South Asia Gallery – Manchester Museum
Co-curated with 30 representatives from the South Asian diaspora in Manchester, the South Asia Gallery is the most ambitious Partnership Gallery collaboration to date and includes 45 British Museum objects. The display explores the history and culture of South Asia through personal and emotional perspectives and people-focused storytelling.
'I think this is the way forward for museums and how it should be.
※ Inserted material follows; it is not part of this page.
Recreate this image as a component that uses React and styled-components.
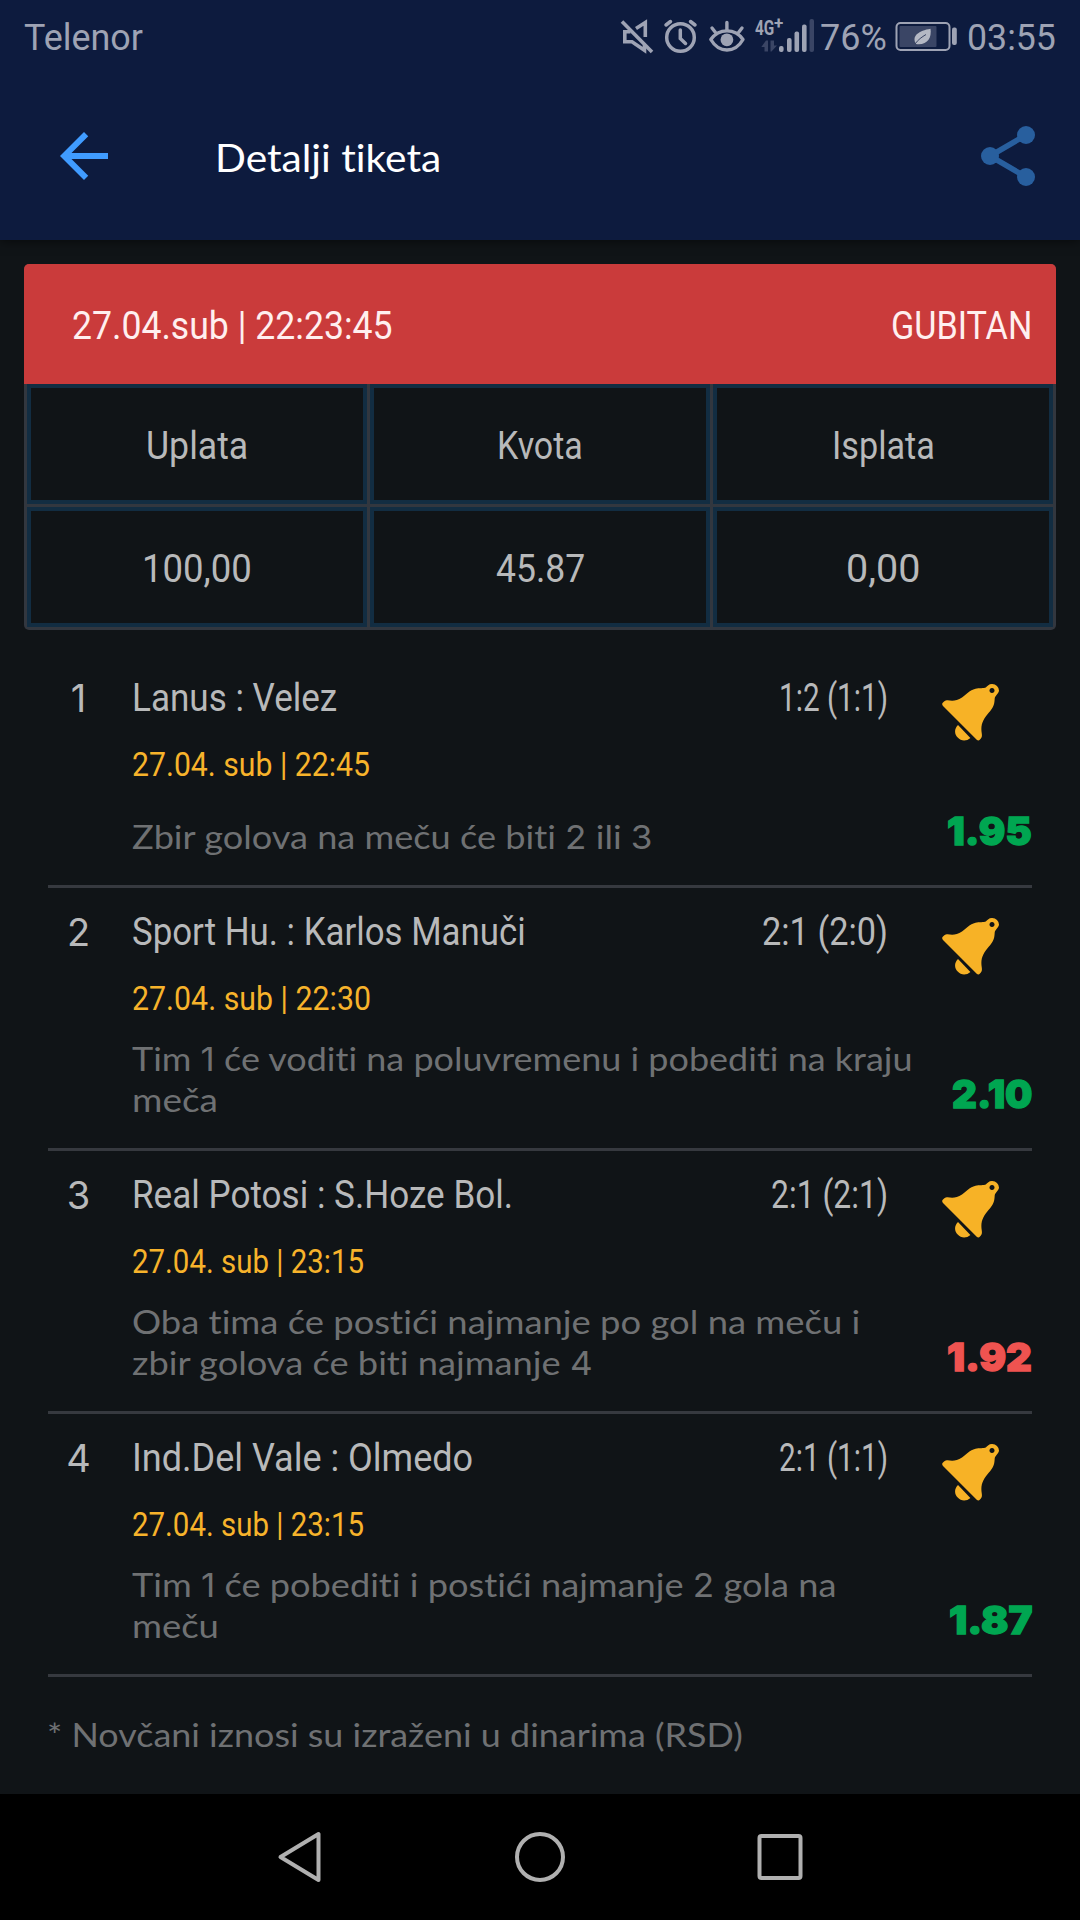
import React, { useLayoutEffect, useRef, useState } from "react";
import styled, { createGlobalStyle } from "styled-components";

const GlobalStyle = createGlobalStyle`
  * { box-sizing: border-box; }
  html, body { margin: 0; background: #101417; }
  body {
    font-family: Roboto, "Open Sans", "Noto Sans", sans-serif;
    font-variant-ligatures: none;
  }
`;

const Screen = styled.div`
  width: 1080px;
  height: 1920px;
  display: flex;
  flex-direction: column;
  background: #101417;
  overflow: hidden;
`;

const Slot = styled.span`
  display: block;
  flex: none;
  height: ${(p) => p.$line}px;
  line-height: ${(p) => p.$line}px;
  text-align: left;
  white-space: nowrap;
`;

const Glyphs = styled.span`
  display: inline-block;
  transform-origin: 0 50%;
`;

/* Sets a line of text to an exact measure, condensing or widening its letters. */
function Fitted({ width, line, children }) {
  const ref = useRef(null);
  const [scale, setScale] = useState(1);
  useLayoutEffect(() => {
    const fit = () => setScale(width / ref.current.offsetWidth);
    fit();
    document.fonts.ready.then(fit);
  }, [width]);
  return (
    <Slot $line={line} style={{ width }}>
      <Glyphs ref={ref} style={{ transform: `scaleX(${scale})` }}>
        {children}
      </Glyphs>
    </Slot>
  );
}

const Header = styled.header`
  height: 240px;
  flex: none;
  background: #0d1b3e;
  box-shadow: 0 1px 10px rgba(0, 0, 0, 0.55);
`;

const StatusBar = styled.div`
  height: 72px;
  padding: 0 24px;
  display: flex;
  align-items: center;
  justify-content: space-between;
  font-size: 36.5px;
  color: #9ea3b4;
`;

const StatusText = styled.div`
  padding-top: 4px;
`;

const StatusIcons = styled.div`
  display: flex;
  align-items: center;
`;

const ToolBar = styled.div`
  height: 168px;
  display: flex;
  align-items: center;
  padding: 0 44px 0 48px;
`;

const Title = styled.h1`
  flex: 1;
  margin: 1px 0 0 95px;
  font: 400 38.5px Lato, "Open Sans", sans-serif;
  font-variant-ligatures: none;
  color: #fff;
`;

const Card = styled.section`
  margin: 24px 24px 0;
  flex: none;
  border-radius: 5px;
  overflow: hidden;
  background: #32373f;
`;

const CardHead = styled.div`
  height: 120px;
  padding: 4px 24px 0 48px;
  display: flex;
  align-items: center;
  justify-content: space-between;
  background: #ca3b3b;
  color: #ffefef;
  font-size: 39.5px;
`;

const Grid = styled.div`
  display: grid;
  grid-template-columns: repeat(3, 340px);
  grid-auto-rows: 120px;
  gap: 3px;
  padding: 0 3px 3px;
`;

const Cell = styled.div`
  display: flex;
  align-items: center;
  justify-content: center;
  padding-top: 4px;
  border: 4px solid #122d42;
  background: #101417;
  color: #b8b9ba;
  font-size: 39.5px;
`;

const List = styled.div`
  margin: 24px 48px 0;
  flex: none;
`;

const Row = styled.article`
  min-height: ${(p) => (p.$tall ? 263 : 234)}px;
  border-bottom: 3px solid #36393f;
  display: flex;
`;

const Index = styled.div`
  width: 84px;
  padding: 20px 24px 0 1px;
  text-align: center;
  font-family: Inter, Roboto, sans-serif;
  font-size: 38px;
  line-height: 48px;
  color: #b8b9ba;
`;

const Main = styled.div`
  flex: 1;
  display: flex;
  flex-direction: column;
  padding: 20px 0 28px;
`;

const MatchLine = styled.div`
  display: flex;
  justify-content: space-between;
  width: 756px;
  font-size: 39.5px;
  color: #b8b9ba;
`;

const Kickoff = styled.div`
  margin-top: 18px;
  font-size: 34px;
  color: #f7b32b;
`;

const Bet = styled.div`
  margin-top: auto;
  font-family: Lato, "Open Sans", sans-serif;
  font-size: 33.5px;
  color: #6f7173;
`;

const Digit = styled.span`
  font-family: Inter, Roboto, sans-serif;
  font-size: 0.97em;
`;

const Side = styled.div`
  width: 90px;
  display: flex;
  flex-direction: column;
  align-items: flex-end;
  justify-content: space-between;
  padding: 30px 0 30px;
`;

const BellBox = styled.div`
  width: 90px;
  height: 57px;
`;

const Odds = styled.div`
  font-family: Inter, Roboto, sans-serif;
  font-weight: 900;
  font-size: 38px;
  -webkit-text-stroke: 1.3px currentColor;
  color: ${(p) => (p.$lost ? "#ef5350" : "#00a651")};
`;

const Note = styled.footer`
  margin: 37px 47px 0;
  flex: 1;
  font-family: Lato, "Open Sans", sans-serif;
  font-size: 33.5px;
  color: #6f7173;
`;

const NavBar = styled.nav`
  height: 126px;
  flex: none;
  display: flex;
  justify-content: center;
  gap: 190px;
  align-items: center;
  background: #000;
`;

const Bell = () => (
  <svg width="57" height="57" viewBox="0 0 57 57" fill="#f7b226">
    <path
      fillRule="evenodd"
      d="M1 18.5 C-.2 19.6 0 20.8 1 21.9 L34.7 55.7 C35.8 56.8 37 56.7 38 55.6 C40 53.6 40.2 52 39.7 49 C38.2 40 42 34.2 46.5 29 C52 23 52.400 20 52.700 14.500 C53 11.500 57 9.500 57 6.500 A6.700 6.700 0 0 0 50.300 0 C47 -.1 45.700 1.800 43.800 3.600 C42 4.500 37 4 33.500 4.700 C27.500 6 24.500 10.500 20 13.500 C14.500 17 10.500 17 5.500 16.200 C3.500 15.900 2.200 17.200 1 18.500 Z M50 4 a2.500 2.500 0 1 0 .01 0 Z"
    />
    <path d="M16 41 L28.400 54 C24.500 57.500 19 57.300 15.700 53.600 C12.300 50 12 45 16 41 Z" />
  </svg>
);

const MuteIcon = () => (
  <svg width="36" height="36" viewBox="619 18 36 36" fill="none" stroke="#9ea3b4" strokeWidth="3.6">
    <path d="M622 21.500 L652 52" />
    <path d="M630.500 31.800 H624.800 V41.800 H632 L644.500 50.300 V45" />
    <path d="M636 28.600 L645.300 22.500 V37" />
  </svg>
);

const AlarmIcon = () => (
  <svg width="36" height="36" viewBox="662 18 36 36" fill="none" stroke="#9ea3b4" strokeWidth="3.500" strokeLinecap="round">
    <circle cx="680.500" cy="37.500" r="13.800" />
    <path d="M680.300 30 V38.500 L685.500 43.500 M666 25 L670.500 21.500 M695 25 L690.500 21.500" />
  </svg>
);

const EyeIcon = () => (
  <svg width="40" height="36" viewBox="707 18 40 36" fill="none" stroke="#9ea3b4" strokeWidth="3.400" strokeLinecap="round">
    <path d="M710.800 39.500 C719 28 735 28 743 39.500 C735 53.500 719 53.500 710.800 39.500 Z" strokeLinejoin="round" />
    <circle cx="726.900" cy="39.800" r="6.400" fill="#9ea3b4" stroke="none" />
    <path d="M726.900 22.500 V30 M712 28 L715.500 32.500 M742 28 L738.500 32.500" />
  </svg>
);

const SignalBox = styled.div`
  position: relative;
  width: 62px;
  height: 36px;
`;

const NetworkLabel = styled.span`
  position: absolute;
  left: 2px;
  top: -1px;
  display: flex;
  font-size: 21px;
  font-weight: 700;
`;

const Plus = styled.span`
  font-size: 17px;
  line-height: 8px;
`;

const SignalIcon = () => (
  <svg width="62" height="36" viewBox="753 18 62 36" fill="#9ea3b4">
    <rect x="779" y="46" width="4.600" height="6" rx="2" />
    <rect x="787" y="38" width="4.600" height="14" rx="2" />
    <rect x="794.500" y="31.500" width="4.600" height="20.500" rx="2" />
    <rect x="802" y="24.500" width="4.600" height="27.500" rx="2" />
    <g fill="#3a4565">
      <rect x="809.500" y="19" width="4.500" height="33" rx="2" />
      <path d="M761.300 47 L766 40.500 H768 V51.500 H764.500 V47 Z M770.500 40.500 H774 V45.500 H777 L771.500 51.500 H770.500 Z" />
    </g>
  </svg>
);

const BatteryIcon = () => (
  <svg width="64" height="36" viewBox="894 18 64 36">
    <rect x="896.500" y="23" width="53" height="27" rx="4" fill="none" stroke="#9ea3b4" strokeWidth="2" />
    <rect x="899.500" y="26" width="37" height="21" rx="1" fill="#3a4565" />
    <rect x="952" y="27.500" width="4.800" height="17.500" rx="2" fill="#9ea3b4" />
    <path d="M930.500 28.700 C919 30.500 911 36 916 44 C927 45.500 932 38 930.500 28.700 Z" fill="#b4b8c4" />
    <path d="M914.700 44.500 C918 39.500 922 37 926 34.500" fill="none" stroke="#3a4565" strokeWidth="1" />
  </svg>
);

const BackIcon = () => (
  <svg width="72" height="72" viewBox="0 0 24 24" fill="#409cff">
    <path d="M20 11H7.830l5.590-5.590L12 4l-8 8 8 8 1.410-1.410L7.830 13H20v-2z" />
  </svg>
);

const ShareIcon = () => (
  <svg width="56" height="62" viewBox="980 125 56 62" fill="#285f9e">
    <path d="M1026 135 L990 156 L1026 177" fill="none" stroke="#285f9e" strokeWidth="5.600" />
    <circle cx="1026" cy="135" r="9" />
    <circle cx="990" cy="156" r="9" />
    <circle cx="1026" cy="177" r="9" />
  </svg>
);

const NavIcon = ({ children }) => (
  <svg width="50" height="54" viewBox="0 0 50 54" fill="none" stroke="#b0b0b0" strokeWidth="4" strokeLinejoin="round">
    {children}
  </svg>
);

const withDigits = (text) =>
  text.split(/(\d)/).map((part, i) => (/\d/.test(part) ? <Digit key={i}>{part}</Digit> : part));

const summary = [
  ["Uplata", 102],
  ["Kvota", 86],
  ["Isplata", 103],
  ["100,00", 110],
  ["45.87", 89],
  ["0,00", 74],
];

const matches = [
  {
    teams: ["Lanus : Velez", 205],
    score: ["1:2 (1:1)", 109],
    time: ["27.04. sub | 22:45", 238],
    bet: [["Zbir golova na meču će biti 2 ili 3", 520]],
    odds: ["1.95", 85],
  },
  {
    teams: ["Sport Hu. : Karlos Manuči", 394],
    score: ["2:1 (2:0)", 126],
    time: ["27.04. sub | 22:30", 239],
    bet: [["Tim 1 će voditi na poluvremenu i pobediti na kraju", 780], ["meča", 86]],
    odds: ["2.10", 80],
  },
  {
    teams: ["Real Potosi : S.Hoze Bol.", 381],
    score: ["2:1 (2:1)", 117],
    time: ["27.04. sub | 23:15", 232],
    bet: [["Oba tima će postići najmanje po gol na meču i", 728], ["zbir golova će biti najmanje 4", 461]],
    odds: ["1.92", 85],
    lost: true,
  },
  {
    teams: ["Ind.Del Vale : Olmedo", 341],
    score: ["2:1 (1:1)", 109],
    time: ["27.04. sub | 23:15", 232],
    bet: [["Tim 1 će pobediti i postići najmanje 2 gola na", 704], ["meču", 87]],
    odds: ["1.87", 83],
  },
];

const Gap = styled.i`
  width: ${(p) => p.$w}px;
`;

export default function App() {
  return (
    <Screen>
      <GlobalStyle />
      <Header>
        <StatusBar>
          <StatusText>
            <Fitted width={119} line={44}>Telenor</Fitted>
          </StatusText>
          <StatusIcons>
            <MuteIcon />
            <Gap $w={7} />
            <AlarmIcon />
            <Gap $w={9} />
            <EyeIcon />
            <Gap $w={6} />
            <SignalBox>
              <SignalIcon />
              <NetworkLabel>
                <Fitted width={19} line={22}>4G</Fitted>
                <Plus>
                  <Fitted width={9} line={13}>+</Fitted>
                </Plus>
              </NetworkLabel>
            </SignalBox>
            <Gap $w={5} />
            <StatusText>
              <Fitted width={67} line={44}>76%</Fitted>
            </StatusText>
            <Gap $w={7} />
            <BatteryIcon />
            <Gap $w={9} />
            <StatusText>
              <Fitted width={89} line={44}>03:55</Fitted>
            </StatusText>
          </StatusIcons>
        </StatusBar>
        <ToolBar>
          <BackIcon />
          <Title>
            <Fitted width={226} line={48}>Detalji tiketa</Fitted>
          </Title>
          <ShareIcon />
        </ToolBar>
      </Header>

      <Card>
        <CardHead>
          <Fitted width={321} line={48}>27.04.sub | 22:23:45</Fitted>
          <Fitted width={141} line={48}>GUBITAN</Fitted>
        </CardHead>
        <Grid>
          {summary.map(([text, width]) => (
            <Cell key={text}>
              <Fitted width={width} line={48}>{text}</Fitted>
            </Cell>
          ))}
        </Grid>
      </Card>

      <List>
        {matches.map((m, i) => (
          <Row key={i} $tall={m.bet.length > 1}>
            <Index>{i + 1}</Index>
            <Main>
              <MatchLine>
                <Fitted width={m.teams[1]} line={48}>{m.teams[0]}</Fitted>
                <Fitted width={m.score[1]} line={48}>{m.score[0]}</Fitted>
              </MatchLine>
              <Kickoff>
                <Fitted width={m.time[1]} line={48}>{m.time[0]}</Fitted>
              </Kickoff>
              <Bet>
                {m.bet.map(([text, width]) => (
                  <Fitted key={text} width={width} line={41}>{withDigits(text)}</Fitted>
                ))}
              </Bet>
            </Main>
            <Side>
              <BellBox>
                <Bell />
              </BellBox>
              <Odds $lost={m.lost}>
                <Fitted width={m.odds[1]} line={48}>{m.odds[0]}</Fitted>
              </Odds>
            </Side>
          </Row>
        ))}
      </List>
      <Note>
        <Fitted width={696} line={41}>* Novčani iznosi su izraženi u dinarima (RSD)</Fitted>
      </Note>

      <NavBar>
        <NavIcon>
          <path d="M5.500 27 L43.500 4 V50 Z" />
        </NavIcon>
        <NavIcon>
          <circle cx="25" cy="27" r="23" />
        </NavIcon>
        <NavIcon>
          <rect x="4.500" y="6" width="41" height="42" rx="2" />
        </NavIcon>
      </NavBar>
    </Screen>
  );
}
It's given voice to the South Asian community in a way no one else has.'
– Anindita Ghosh, co-curator of the South Asia Gallery.
After eight years in development, the British Museum Partnership Gallery opened at Manchester Museum in 2023, winning the Permanent Exhibition of the Year award at the Museum and Heritage Awards in 2024.
The Roman Frontier – Tullie House Museum and Art Gallery
The Roman Frontier: stories beyond Hadrian's Wall, showcases Tullie House Museum & Art Gallery's significant Roman collections, complemented by objects loaned from the British Museum since 2014.
The gallery tells the story of the empire's northernmost frontier, occupied by the Romans for 400 years, and looks at how Hadrian's Wall relates to modern borders.
Loaned objects from the Museum's collections include a depiction of Venus in a relief from a tomb and a marble statue of the goddess Fortuna.
Egyptian Treasures – Kelvingrove Museum and Art Gallery
Kelvingrove Museum and Art Gallery reopened in July 2006 after a £30 million Heritage Lottery-funded restoration and redisplay, attracting more than 1.3 million visitors in the first three months.
Integrated with Glasgow's own collection of ancient Egyptian material, the Egyptian Treasures gallery features the long-term loan of 84 items from the British Museum.
These include the upper half of a black granite statue of Queen Nefertari, a female mummy excavated in Thebes and a glazed baboon figure.
Unwrapping the Past: ancient worlds gallery – Cornwall Museum & Art Gallery
This Partnership Gallery showcases what it was like to live in ancient Egypt, Greece and Rome.
It features objects on loan from the British Museum, as well as those from the Royal Institution of Cornwall's collections.
Objects on loan since 2012 include a granodiorite statue of Sekhmet, the Lion Goddess, and bronze figurines of Hermes and Cerberus.
Ancient Egypt Gallery – Great North Museum, Newcastle
The Great North Museum's Ancient Egypt Gallery, which opened in 2009, is an exploration of life and death in ancient Egypt.
The exhibition takes visitors on a journey exploring the everyday lives of ancient Egyptians, including their religious beliefs and how they were influenced by the Nile.
The exhibition is enhanced by objects on loan from the British Museum, including a limestone statue of Ramses II, a cast of the Rosetta stone and papyrus sections of the Book of the Dead.
Visitors can take a dramatic journey through the transition from Life to Death by passing through a tunnel that spans a virtual River Nile.
Roman York – Yorkshire Museum
Roman York: Meet the People of the Roman Empire opened in 2010. The gallery tells the story of the cosmopolitan city of Eboracum (the Roman name for York), using loans from the British Museum to illustrate Yorkshire's links to the wider Roman Empire and beyond.
Key loans from the British Museum include a portrait bust of Roman Emperor Caracalla, a bronze figure of Hercules and a gem that has been engraved with a portrait of a Libyan.
As part of this partnership, Yorkshire Museum and the British Museum shared not only objects but also expertise, with collaboration around their coins and medals collections in particular.